The place where spirituality is taken up by Adlerians is certainly an interesting theoretical issue -- and the author works mightily to demonstrate its practical implications. One would hope in the first major book to address the matter, there might be more clarity than confusion on this point. Shouldn't there be some innovation especially in this book? Instead there is an uneven reporting of the Adlerian literature, as if to support the conservative Christian stance on biblical interpretation and suspicion of psychology. Adler seems to be put forward as something of a trustworthy psychologist in a field of the unfaithful (see "Developing Credibility among the Faithful," pp. 13-15). To me, this comes across as demeaning to the decades of authentic pastoral care efforts and publications that the conservative Christians regularly overlook.
Regarding this conservative bent, I was disappointed to read the un-nuanced contrast in Chapter 6 on Judaism that "Christians believe that Jesus of Nazareth is the literal Son of God" (p. 100). This may seem standard fare to the author, but a good number of readers are going to be theologically-astute and, in fact, literalists are not necessarily in the majority on this issue. There are salient discussions even in moderate conservative churches about what "Son of God" meant. For example, it was already understood as an honorific title (as with King David). Also, paternity by a non-gendered spirit, even if called "Father" is not without difficulties. Finally, I found it ironic that most of the specific Christian denominations that take a strong literalist view of this (such as Jehovah's Witnesses and the Latter Day Saints) are not mentioned at all in this chapter -- and by some accounts the Mormons are the fastest growing segment of the Christian body -- at least in North America.
Pastoral Concerns.
Herein lies the most serious of my concerns. While the many case presentations stand as a strength of the book, I was not moved by any of them. They seemed staid and simplistic, show little of the struggle that the client (or the therapist) goes through to arrive at solutions. As such they sometimes seem like cookie-cutter approaches.
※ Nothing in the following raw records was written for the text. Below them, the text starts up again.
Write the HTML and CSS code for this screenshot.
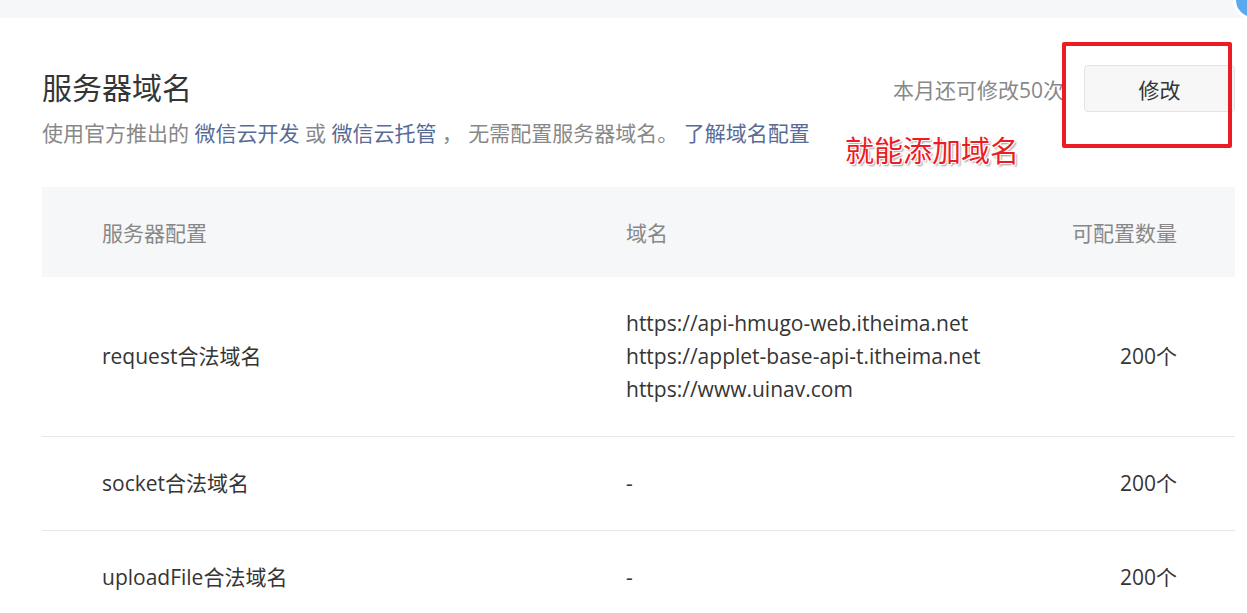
FILE: index.html
```html
<!DOCTYPE html>
<html lang="zh-CN">
<head>
  <meta charset="UTF-8">
  <meta name="viewport" content="width=device-width, initial-scale=1.0">
  <title>服务器域名</title>
  <link rel="stylesheet" href="styles.css">
</head>
<body>
  <div class="topbar">
    <span class="avatar"></span>
  </div>

  <div class="card">
    <div class="head">
      <div class="head-main">
        <h2 class="title">服务器域名</h2>
        <p class="desc">使用官方推出的 <a href="#">微信云开发</a> 或 <a href="#">微信云托管</a> ， 无需配置服务器域名。 <a href="#">了解域名配置</a></p>
      </div>
      <div class="head-side">
        <span class="quota">本月还可修改50次</span>
        <button type="button" class="btn">修改</button>
      </div>
    </div>

    <div class="mark"></div>
    <div class="note">就能添加域名</div>

    <table class="domains">
      <thead>
        <tr>
          <th class="col-name">服务器配置</th>
          <th class="col-domain">域名</th>
          <th class="col-count">可配置数量</th>
        </tr>
      </thead>
      <tbody>
        <tr>
          <td class="col-name">request合法域名</td>
          <td class="col-domain">
            https://api-hmugo-web.itheima.net<br>
            https://applet-base-api-t.itheima.net<br>
            https://www.uinav.com
          </td>
          <td class="col-count">200个</td>
        </tr>
        <tr>
          <td class="col-name">socket合法域名</td>
          <td class="col-domain">-</td>
          <td class="col-count">200个</td>
        </tr>
        <tr>
          <td class="col-name">uploadFile合法域名</td>
          <td class="col-domain">-</td>
          <td class="col-count">200个</td>
        </tr>
      </tbody>
    </table>
  </div>
</body>
</html>
```

FILE: styles.css
```css
body {
  margin: 0;
  background: #fff;
  font-family: "Open Sans", "Noto Sans CJK SC", sans-serif;
  color: #353535;
  overflow: hidden;
}

.topbar {
  height: 18px;
  background: #f6f7f9;
  position: relative;
  overflow: hidden;
}

.avatar {
  position: absolute;
  right: -26px;
  top: -20px;
  width: 34px;
  height: 34px;
  border-radius: 50%;
  background: #5aa9ee;
  border: 3px solid #fff;
}

.card {
  position: relative;
  padding: 49px 12px 0 42px;
}

.head {
  display: flex;
  justify-content: space-between;
  align-items: flex-start;
}

.title {
  margin: 0;
  font-size: 30px;
  font-weight: normal;
  line-height: 42px;
  color: #353535;
}

.desc {
  margin: 8px 0 0;
  font-size: 21px;
  line-height: 33px;
  color: #888;
}

.desc a {
  color: #576b95;
  text-decoration: none;
}

.head-side {
  display: flex;
  align-items: center;
  gap: 20px;
  margin-top: -2px;
}

.quota {
  font-size: 21px;
  color: #888;
}

.btn {
  width: 151px;
  height: 47px;
  font-family: inherit;
  font-size: 21px;
  color: #353535;
  background: #f7f7f7;
  border: 1px solid #e3e3e3;
  border-radius: 4px;
}

/* annotation overlay */
.mark {
  position: absolute;
  left: 1062px;
  top: 24px;
  width: 162px;
  height: 98px;
  border: 4px solid #ec1c24;
  border-radius: 2px;
}

.note {
  position: absolute;
  left: 845px;
  top: 110px;
  font-size: 29px;
  color: #ec1c24;
  text-shadow: 1px 1px 0 #fff, -1px -1px 0 #fff, 1px -1px 0 #fff, -1px 1px 0 #fff, 2px 2px 2px #9a9a9a;
}

.domains {
  width: 100%;
  margin-top: 37px;
  border-collapse: collapse;
  table-layout: fixed;
  font-size: 21px;
}

.domains th {
  height: 90px;
  padding: 0;
  background: #f6f7f9;
  font-weight: normal;
  color: #888;
  text-align: left;
}

.domains td {
  padding: 30px 0;
  line-height: 33px;
  border-bottom: 1px solid #e7e7e7;
}

.domains .col-name {
  padding-left: 60px;
  width: 524px;
}

.domains .col-count {
  text-align: right;
  padding-right: 58px;
  width: 160px;
}
```
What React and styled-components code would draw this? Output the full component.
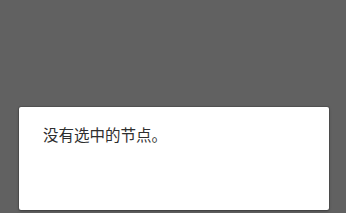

Still more disturbing is the section on homosexuality in Chapter 6 (pp. 113-114). I cannot understand why it is added here. The author seems uneasy about the matter. While he courageously addresses women's inequality in Chapters 6 (on Judaism), 7 (on Islam), and 8 (on Hinduism), stating Adler's insistence on the matter, it is peculiar to find in Chapter 6 -- and so much negativity. Johansen does not address homosexuality in the other religious sections.
This was a prime opportunity to show the strength of the current Adlerian struggle to be as humane as our theory dictates (see The Journal of Individual Psychology, 64:2); but nothing is said. There is no kind word to therapist or client -- and surely some of the readers will be lesbians or gay men. This unwound the rest of the book for me as this section comes across as thoughtless and potentially cruel.
Conclusion.
The book is important as an initial full-length attempt to show how Adlerian approaches can impact pastoral counseling. Its summaries of the religions are manageably brief and helpful. Unfortunately, the predisposed conservative Christian presentation leads the reader to wonder if the other religious presentations are also biased.